The 4 Levels of Replication for Disaster Recovery in the Cloud

May 11, 2012 by Jake Robinson

disaster recovery in the cloudDisaster Recovery as a Service (DRaaS or RaaS) is big on the hype meter right now, and cloud computing providers are clamoring to find solutions to fill the gap.

The biggest driver in DR in the Cloud is the utility-like aspect of purchasing infrastructure, because you only pay for what you use. Disaster Recovery lends itself well to the concept of cloud computing, because you want to keep that insurance premium as low as possible. Virtualization has enabled some pretty amazing things in regards to Disaster Recovery as well. Recovery time objectives (RTO) and recovery point objectives (RPO) have dropped significantly since virtualization became mainstream, without adding cost.

On to the practical application: How on earth do I replicate my data to a public cloud provider?

Replication is essential to a low RPO. Doing full backups across a WAN link is going to result in a lot of data loss. There are methods to only replicated changed blocks, but even then you could have some pretty hefty loss.

Here are the 4 levels of replication currently out on the market:

Application

Replication at the Application level has been around for some time. Relational database servers such as Microsoft SQL are a good example. You can replicate database transactions to a remote server, and restore the database when disaster strikes.

PROS: Public Cloud-friendly, very low RTO and RPO, can be physical to virtual, or any combination of the two.

CONS: Target server must be running in the cloud. OS and application must be set up properly and maintained (patches, OS, etc).

Guest OS

Vision Solution's Double-Take product is a good example of this. The OS, application, and data can all be replicated on a block-level basis to a target machine. The OS files are "staged" on the target machine, and upon clicking the failover button, the target machine "becomes" the source machine. Pretty cool technology indeed.

PROS: Public cloud-friendly, Low RTO and RPO, physical to virtual, or any combination of the two. One click failover.

CONS: Agent overhead on source machine (CPU, Disk and Memory), license cost, target server must be running in the cloud.

VM/Hypervisor

There are two strategies at this level. The first is snapshot based replication. Veeam is a good example of snapshot-based replication. A virtual machine snapshot is taken, much like a normal VM backup is taken, and the changed blocks are replicated to the target VM.

Hypervisor-based replication is new to VMware vSphere 5. ESXi 5 now has a low level driver to capture VM disk data writes at the SCSI level. This is incredibly cool because it means I don't need to rely on snapshots. VMware SRM VR takes advantage of this, as does the ultra-cool Zerto.

As we move down the stack, this is the first replication level we have to think about VMware vCloud Director and it's meta-data.
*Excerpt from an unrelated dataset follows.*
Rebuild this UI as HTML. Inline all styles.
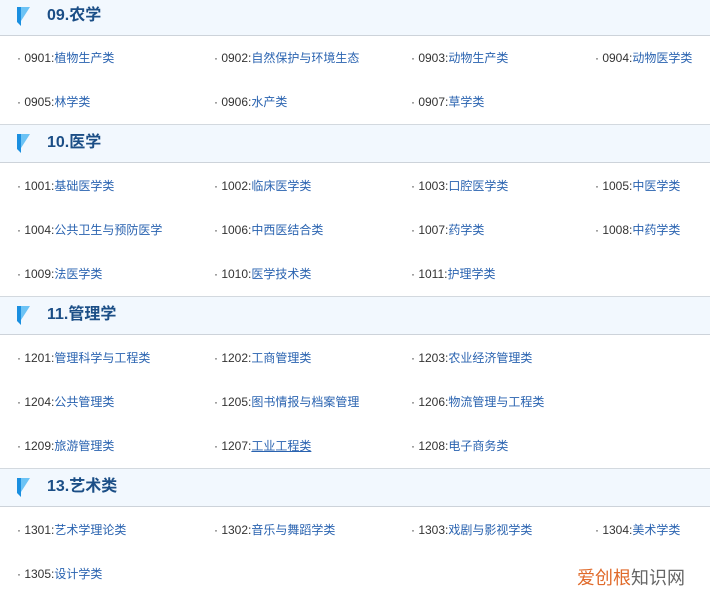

At the time of writing this blog post neither VMware's VR or Veeam replication have solutions for vCloud Director. Zerto supports vCloud Director in both private and public cloud scenarios.

The challenge for DR to public vCloud providers is direct access to the SAN. Most of the hypervisor level replication solutions have been built around the enterprise, not around a multi-tenant cloud. The public cloud is certainly NOT going to give you self-service, open access to the SAN.

PROS: Public vCloud friendly (Zerto), very low RTO and low RPO replicates entire servers, storage agnostic, target VMs powered off and not consuming resources.

CONS: NOT public vCloud friendly (VMware SRM, Veeam), Snapshot rollups can hurt performance (Veeam), virtual only, not hypervisor agnostic.

SAN/LUN

SAN-based replication is a great solution for Enterprises looking to back up all or part of their infrastructure. The source and target in this case is not a VM though. It's an entire LUN. Typically you have multiple VMs running on a single LUN, which is nice if the group of VMs require data/time consistency. VMware SRM uses SAN replication to achieve a fully orchestrated DR solution, and even physical servers with disks on the SAN can be replicated.

As stated previously, no public cloud provider is going to give you access to the SAN, which leaves you needing to buy another SAN of the same make and model, and slap it in a colocation rack.

But wait… SAN vendors also have virtual storage appliances (VSA), which do run in the cloud. So if you run SANs such as EMC, Nexenta, or HP, there is a possibility you could at least get your data off-site. The only challenge there is you can't run the VMs in the cloud from the VSA. There would need to be a seperate script to migrate VMs from the VSA to the public vCloud provider through the vCloud API. It's not impossible, but it would certainly add some time onto the RTO.

PROS: Public cloud friendly (maybe with a VSA), Low RTO and low RPO, replicates virtual and physical machines

CONS: NOT public cloud friendly (hardware SAN-to-SAN), NOT hardware, SAN, or hypervisor agnostic.

Don't Forget Failback!

Just an additional note that you should always ask about how to failback once your primary site is healthy. You don't want to be stuck in DR mode forever, and most of the above mentioned solutions require full replication of the systems back to your datacenter. Make that a top ten question when looking for a DR solution. The Disaster Recovery is not complete until you are back in your production datacenter!

So, what are your biggest disaster recovery challenges?